Today, however, no one can claim that there are no homeless people. They are right next to us. Our fellow human beings. And so many others who live in fear of eviction, making desperate attempts to secure their rights against the dictatorship of the banks and the brutality of hedge funds. Now, in Cyprus too, the family home and the small family business have been turned into a commodity. Thus, the vise of forclosures is hanging over hundreds of families of breadwinners.

To strengthen the struggle that we, as AKEL, are waging in the Cypriot Parliament, we raised before the European Commission, under the urgent procedure, the problems we are facing in Cyprus, due to the existing legislative framework, which fully serves the banks, leaving borrowers exposed.

In his response, EU Justice Commissioner Didier Raiders made an important revelation, underlining that, as early as 2013, the European Commission had launched an infringement procedure against Cyprus because it found that the Cypriot authorities were not effectively applying the European Directive 93/13/EEC on unfair terms.

As not all complaints were resolved, the Commission reopened the infringement procedure in July 2019 and sent a supplementary warning letter to Cyprus. Indeed, as the Commissioner himself indicated, it has been shown that the administrative decisions of the Cyprus Consumer Protection Agency in relation to unfair contractual clauses are not enforceable and that only a few cases have been brought before the competent courts for injunctions or prohibitory injunctions. He made it clear that the Commission is currently assessing whether this situation undermines the practical effectiveness of Directive 93/13/EEC.

Another important issue that AKEL raised strongly before the Commission was the need to protect small commercial premises. More specifically, we tabled a question under the urgency procedure, asking the Commissioner responsible to give an answer as to what action the EU will take to protect small businesses in Cyprus from abusive clauses?

The answer we received from Commissioner Reynders was particularly important as it underlined that although contracts relating to professional activity do not fall within the scope of Directive 93/13/EEC on unfair terms, member states are nevertheless free to decide to extend the scope of the national rules transposing the Directive to other contracts.

The Commissioner’s admissions and suggestions are particularly relevant today, when the number of complaints from our fellow citizens about abusive decisions by the banks is increasing, many households and small and medium-sized enterprises have been brought to their knees by the financial crisis and are facing the danger of being sold off, while the government is turning a blind eye.

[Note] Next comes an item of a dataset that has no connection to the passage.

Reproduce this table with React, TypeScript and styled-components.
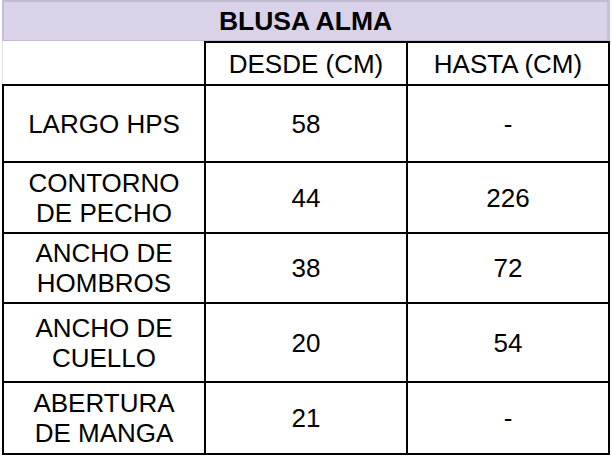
import styled, { createGlobalStyle } from "styled-components";

const GlobalStyle = createGlobalStyle`
    html, body {
        margin: 0;
        padding: 0;
        background: #ffffff;
    }
    body {
        font-family: "Liberation Sans", Arial, sans-serif;
        color: #000000;
    }
`;

// Size chart laid out as a grid, each cell draws its own top/left border
const Sheet = styled.div`
    width: 612px;
    height: 458px;
    box-sizing: border-box;
    padding-left: 2px;
    overflow: hidden;
`;

const Chart = styled.div`
    display: grid;
    grid-template-columns: 202px 202px 204px;
    grid-template-rows: 41px 43px 77px 71px 70px 79px 74px;
`;

const Title = styled.div`
    grid-column: 1 / span 3;
    box-sizing: border-box;
    background: #d9d2e9;
    border-top: 2px solid #c2bcd3;
    border-bottom: 1px solid #c2bcd3;
    border-left: 2px solid #c6c0d6;
    border-right: 3px solid #c6c0d6;
    display: flex;
    align-items: center;
    justify-content: center;
    font-size: 26.5px;
    font-weight: bold;
    padding-top: 1px;
`;

const Blank = styled.div`
    box-sizing: border-box;
    border-left: 1px solid #e0e0e0;
`;

const Cell = styled.div<{ $last?: boolean; $bottom?: boolean }>`
    box-sizing: border-box;
    border-top: 2px solid #000;
    border-left: 2px solid #000;
    border-right: ${(p) => (p.$last ? "2px solid #000" : "none")};
    border-bottom: ${(p) => (p.$bottom ? "2px solid #000" : "none")};
    display: flex;
    align-items: center;
    justify-content: center;
    text-align: center;
    font-size: 26px;
    line-height: 30px;
`;

const rows = [
    { name: ["LARGO HPS"], from: "58", to: "-" },
    { name: ["CONTORNO", "DE PECHO"], from: "44", to: "226" },
    { name: ["ANCHO DE", "HOMBROS"], from: "38", to: "72" },
    { name: ["ANCHO DE", "CUELLO"], from: "20", to: "54" },
    { name: ["ABERTURA", "DE MANGA"], from: "21", to: "-" },
];

export default function App() {
    return (
        <>
            <GlobalStyle />
            <Sheet>
                <Chart>
                    <Title>BLUSA ALMA</Title>
                    <Blank />
                    <Cell>DESDE (CM)</Cell>
                    <Cell $last>HASTA (CM)</Cell>
                    {rows.map((r, i) => {
                        const bottom = i === rows.length - 1;
                        return [
                            <Cell key={r.from + "a" + i} $bottom={bottom}>
                                <div>
                                    {r.name.map((line) => (
                                        <div key={line}>{line}</div>
                                    ))}
                                </div>
                            </Cell>,
                            <Cell key={r.from + "b" + i} $bottom={bottom}>{r.from}</Cell>,
                            <Cell key={r.from + "c" + i} $bottom={bottom} $last>{r.to}</Cell>,
                        ];
                    })}
                </Chart>
            </Sheet>
        </>
    );
}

It is now obvious that as long as Cyprus does not apply the European directives, it is flagrantly violating the rights of borrowers but, at the same time, it is exposed and risks once again being put on the European dock and subjected to sanctions.

As AKEL, fully aware of the limits and possibilities that exist in the EU, we continue our struggle in the European Parliament, as an arena of struggle in which we have already won small battles.

On 9 June, we strengthen the voice of the Left and continue, even more forcefully, to safeguard the human right to housing for all!